Symmetric Equilibrium Learning of VAEs
Boris Flach, Dmitrij Schlesinger, Alexander Shekhovtsov
TL;DR
This work introduces symmetric equilibrium learning for VAEs by framing encoder and decoder as two players in a Nash game, addressing ELBO's inherent asymmetry and its limitations with complex priors, semi-supervised data, and structured latent spaces. The method defines two utilities, $L_p$ and $L_q$, enabling learning via simple gradient updates without reparametrisation, and proves a unique, stable equilibrium for lifted exponential-family models. It extends naturally to semi-supervised, unsupervised, and hierarchical VAEs, including implicit priors, and demonstrates practical applicability through experiments on MNIST and CelebA that match ELBO performance while improving encoder–decoder consistency and enabling tasks outside ELBO's scope.
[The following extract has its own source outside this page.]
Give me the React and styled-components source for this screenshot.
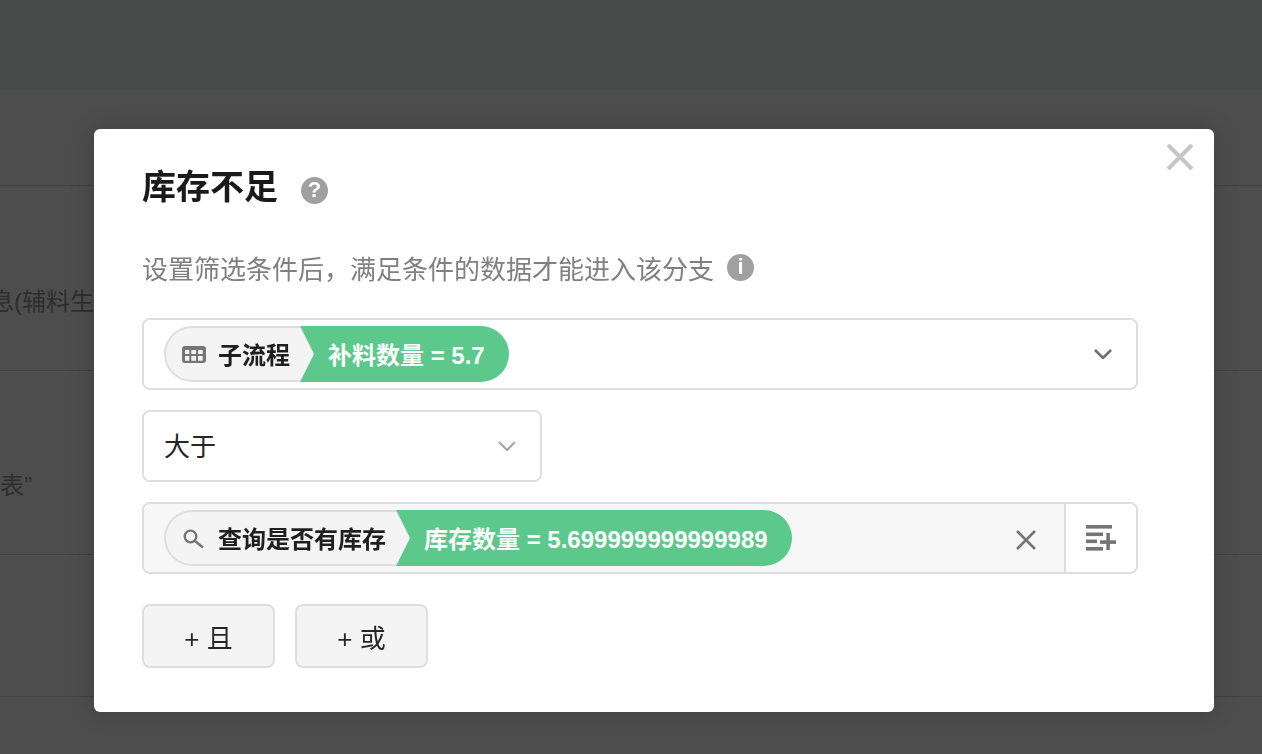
import React from 'react';
import styled, { createGlobalStyle } from 'styled-components';

const FONT = '"Liberation Sans", "Noto Sans CJK SC", sans-serif';

const Global = createGlobalStyle`
  html, body { margin: 0; padding: 0; height: 100%; background: #4d4d4d; overflow: hidden; }
  * { box-sizing: border-box; }
  body { font-family: ${FONT}; }
`;

const Page = styled.div`
  height: 754px;
  display: flex;
  flex-direction: column;
  overflow: hidden;
`;
const TopBar = styled.div`
  height: 90px;
  flex: none;
  background: #474b4a;
`;
const BgRow = styled.div`
  height: ${p => p.$h}px;
  flex: none;
  width: 94px;
  padding: 42px ${p => p.$pr || 0}px 0 0;
  display: flex;
  align-items: center;
  justify-content: flex-end;
  overflow: hidden;
  white-space: nowrap;
  font-size: 24px;
  color: #2e2e2e;
`;
const Divider = styled.div`
  height: 1px;
  flex: none;
  background: #414141;
`;

const Overlay = styled.div`
  position: fixed;
  inset: 0;
  padding: 129px 48px 42px 94px;
  display: flex;
  align-items: flex-start;
`;
const Modal = styled.div`
  position: relative;
  width: 1120px;
  height: 583px;
  background: #fff;
  border-radius: 6px;
  box-shadow: 0 0 24px rgba(0, 0, 0, 0.18);
  padding: 40px 76px 44px 48px;
  display: flex;
  flex-direction: column;
`;
const CloseBtn = styled.div`
  position: absolute;
  top: 12px;
  right: 18px;
  width: 32px;
  height: 32px;
  color: #c6c6c6;
`;
const TitleRow = styled.div`
  display: flex;
  align-items: center;
  gap: 23px;
  height: 42px;
`;
const Title = styled.div`
  font-size: 34px;
  font-weight: 700;
  color: #1a1a1a;
  line-height: 42px;
  margin-bottom: 6px;
`;
const Hint = styled.div`
  display: flex;
  align-items: center;
  gap: 13px;
  margin-top: 38px;
  height: 36px;
  font-size: 26px;
  color: #808080;
`;
const RoundIcon = styled.span`
  width: ${p => p.$s}px;
  height: ${p => p.$s}px;
  flex: none;
  border-radius: 50%;
  background: #a0a0a0;
  color: #fff;
  display: flex;
  align-items: center;
  justify-content: center;
  font-family: "Liberation Sans", sans-serif;
  font-weight: 700;
  font-size: ${p => p.$f}px;
  line-height: 1;
`;
const Field = styled.div`
  display: flex;
  align-items: center;
  width: ${p => p.$w}px;
  height: ${p => p.$h}px;
  margin-top: ${p => p.$mt}px;
  border: 2px solid #dedede;
  border-radius: 8px;
  background: #fff;
  overflow: hidden;
`;
const FieldBody = styled.div`
  flex: 1;
  min-width: 0;
  height: 100%;
  display: flex;
  align-items: center;
  padding: 0 ${p => p.$pr}px 0 20px;
  background: ${p => (p.$muted ? '#f7f7f7' : '#fff')};
  font-size: 26px;
  color: #262626;
`;
const FieldText = styled.span`
  margin-bottom: 4px;
`;
const Chip = styled.div`
  display: flex;
  height: 56px;
  flex: none;
`;
const ChipLabel = styled.span`
  margin-bottom: 2px;
`;
const ChipLeft = styled.div`
  display: flex;
  align-items: center;
  height: 56px;
  width: ${p => p.$w}px;
  padding-left: 16px;
  gap: ${p => p.$gap}px;
  border: 2px solid #dedede;
  border-right: none;
  border-radius: 28px 0 0 28px;
  background: #f4f4f4;
  font-size: 24px;
  font-weight: 700;
  color: #1f1f1f;
  white-space: nowrap;
  svg { flex: none; }
`;
const ChipRight = styled.div`
  display: flex;
  align-items: center;
  height: 56px;
  padding: 0 24px 0 28px;
  margin-left: -14px;
  background: #5cc88b;
  color: #fff;
  font-size: 24px;
  font-weight: 700;
  white-space: pre;
  clip-path: path('${p => p.$clip}');
`;
const Spacer = styled.div`
  flex: 1;
`;
const ClearIcon = styled.span`
  display: flex;
  color: #757575;
  margin-top: 4px;
`;
const SideAction = styled.div`
  flex: none;
  width: 72px;
  height: 100%;
  border-left: 2px solid #dedede;
  background: #fff;
  display: flex;
  align-items: center;
  justify-content: center;
`;
const Buttons = styled.div`
  display: flex;
  gap: 20px;
  margin-top: 30px;
`;
const AddBtn = styled.div`
  width: 133px;
  height: 64px;
  display: flex;
  align-items: center;
  justify-content: center;
  border: 2px solid #dedede;
  border-radius: 8px;
  background: #f4f4f4;
  font-size: 26px;
  color: #262626;
`;

const Chevron = ({ color, sw = 2.2 }) => (
  <svg width="18" height="10" viewBox="0 0 18 10" fill="none" stroke={color} strokeWidth={sw}>
    <path d="M1 1l8 8 8-8" />
  </svg>
);

const TableIcon = () => (
  <svg width="24" height="17" viewBox="0 0 24 17">
    <path
      fillRule="evenodd"
      fill="#757575"
      d="M3 0h18a3 3 0 013 3v11a3 3 0 01-3 3H3a3 3 0 01-3-3V3a3 3 0 013-3zM3 4v4h4.300V4zM9.300 4v4H14V4zM16 4v4h4.700V4zM3 10v4.700h4.300V10zM9.300 10v4.700H14V10zM16 10v4.700h4.700V10z"
    />
  </svg>
);

const SearchIcon = () => (
  <svg width="22" height="22" viewBox="0 0 22 22" fill="none" stroke="#757575" strokeWidth="2.300">
    <circle cx="8.500" cy="9.500" r="5.800" />
    <path d="M13 14l8 6.500" />
  </svg>
);

const XIcon = ({ size, sw }) => (
  <svg width={size} height={size} viewBox="0 0 32 32" stroke="currentColor" strokeWidth={sw} fill="none">
    <path d="M4 4l24 24M28 4L4 28" />
  </svg>
);

const ListAdd = () => (
  <svg width="30" height="26" viewBox="0 0 30 26" fill="#757575">
    <rect x="0" y="0" width="26" height="3.600" />
    <rect x="0" y="7.500" width="17" height="3.600" />
    <rect x="0" y="14.500" width="11" height="3.600" />
    <rect x="0" y="22" width="17" height="3.600" />
    <rect x="20.300" y="8" width="3.600" height="17" />
    <rect x="14" y="15.300" width="16" height="3.600" />
  </svg>
);

export default function App() {
  return (
    <Page>
      <Global />
      <TopBar />
      <BgRow $h={95} />
      <Divider />
      <BgRow $h={184}>息(辅料生</BgRow>
      <Divider />
      <BgRow $h={183} $pr={62}>表”</BgRow>
      <Divider />
      <BgRow $h={141} />
      <Divider />
      <Overlay>
        <Modal>
          <CloseBtn><XIcon size={32} sw={4} /></CloseBtn>
          <TitleRow>
            <Title>库存不足</Title>
            <RoundIcon $s={27} $f={22}>?</RoundIcon>
          </TitleRow>
          <Hint>
            设置筛选条件后，满足条件的数据才能进入该分支
            <RoundIcon $s={27} $f={22}>i</RoundIcon>
          </Hint>
          <Field $w={996} $h={72} $mt={33}>
            <FieldBody $pr={24}>
              <Chip>
                <ChipLeft $w={150} $gap={12}><TableIcon /><ChipLabel>子流程</ChipLabel></ChipLeft>
                <ChipRight $clip="M0 0H181A28 28 0 01181 56H0L14 28Z"><ChipLabel>补料数量 = 5.7</ChipLabel></ChipRight>
              </Chip>
              <Spacer />
              <Chevron color="#6e6e6e" sw={2.6} />
            </FieldBody>
          </Field>
          <Field $w={400} $h={72} $mt={20}>
            <FieldBody $pr={24}>
              <FieldText>大于</FieldText>
              <Spacer />
              <Chevron color="#a6a6a6" />
            </FieldBody>
          </Field>
          <Field $w={996} $h={72} $mt={20}>
            <FieldBody $muted $pr={26}>
              <Chip>
                <ChipLeft $w={246} $gap={14}><SearchIcon /><ChipLabel>查询是否有库存</ChipLabel></ChipLeft>
                <ChipRight $clip="M0 0H368A28 28 0 01368 56H0L14 28Z"><ChipLabel>库存数量 = 5.699999999999989</ChipLabel></ChipRight>
              </Chip>
              <Spacer />
              <ClearIcon><XIcon size={24} sw={3.400} /></ClearIcon>
            </FieldBody>
            <SideAction><ListAdd /></SideAction>
          </Field>
          <Buttons>
            <AddBtn>+ 且</AddBtn>
            <AddBtn>+ 或</AddBtn>
          </Buttons>
        </Modal>
      </Overlay>
    </Page>
  );
}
The approach broadens VAE applicability to more complex data, latent structures, and sampling-based learning scenarios, with potential impact on downstream tasks requiring robust bidirectional inference.
Abstract
We view variational autoencoders (VAE) as decoder-encoder pairs, which map distributions in the data space to distributions in the latent space and vice versa. The standard learning approach for VAEs is the maximisation of the evidence lower bound (ELBO). It is asymmetric in that it aims at learning a latent variable model while using the encoder as an auxiliary means only. Moreover, it requires a closed form a-priori latent distribution. This limits its applicability in more complex scenarios, such as general semi-supervised learning and employing complex generative models as priors. We propose a Nash equilibrium learning approach, which is symmetric with respect to the encoder and decoder and allows learning VAEs in situations where both the data and the latent distributions are accessible only by sampling. The flexibility and simplicity of this approach allows its application to a wide range of learning scenarios and downstream tasks.